Lt. Gen. Benjamin R. "Randy" Mixon, the head of the U.S. Army in the Pacific, in January revealed plans to convert Mākua from a storm-the-hill live-fire site to a roadside bomb and counterinsurgency training area.
"I think Gen. Mixon has worked very, very hard to develop a plan by which the Army recognizes (the cultural and environmental) significance, is spending a lot of effort and money to preserve the important species and plants that are endangered, as well as the historic sites, and has developed a way by which the Army can continue its training in ways that allow both to exist side by side," McHugh said.
Mākua Valley has long figured prominently in Army training plans — and environmental lawsuits seeking to prevent live-fire exercises there.
The Army's failure to complete an agreed-upon environmental analysis in the valley stopped live fire in 2004.
McHugh made the comments Friday at a news conference attended by Mixon and 25th Infantry Division commander Maj. Gen. Bernard S. Champoux.
Champoux later this year will lead a deployment to Iraq by 800 soldiers with the 25th Infantry Division headquarters.
The Iraq duty, announced Friday, continues a trend of frequent and repeat deployments by soldiers to Iraq and Afghanistan.

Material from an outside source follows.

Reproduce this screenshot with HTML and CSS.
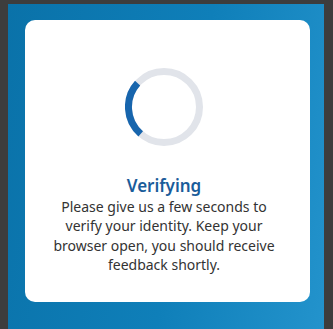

McHugh acknowledged issues of spousal abuse, alcohol and drug abuse, and suicide in the ranks, and said that while not all of those problems are attributable to frequent deployments, "in large measure, we think there are correlations."
He said by the end of 2011, his goal is for 70 percent of active-duty soldiers to have two years at home for every year of deployment.
Studies have shown that it takes at least two years, and ideally closer to three years back at home, to recover from the stress of war zone duty, McHugh said.
"We're not providing that kind of dwell (at home) time, so we're working very hard to expand that for each and every soldier," McHugh said.
McHugh also said the Army is in the "very early stages" of working with the defense secretary's office to set up a method for soldiers to express their views about a possible repeal of "don't ask, don't tell," the law that prohibits gays from openly serving in the U.S. military. President Obama has said he wants to repeal the law.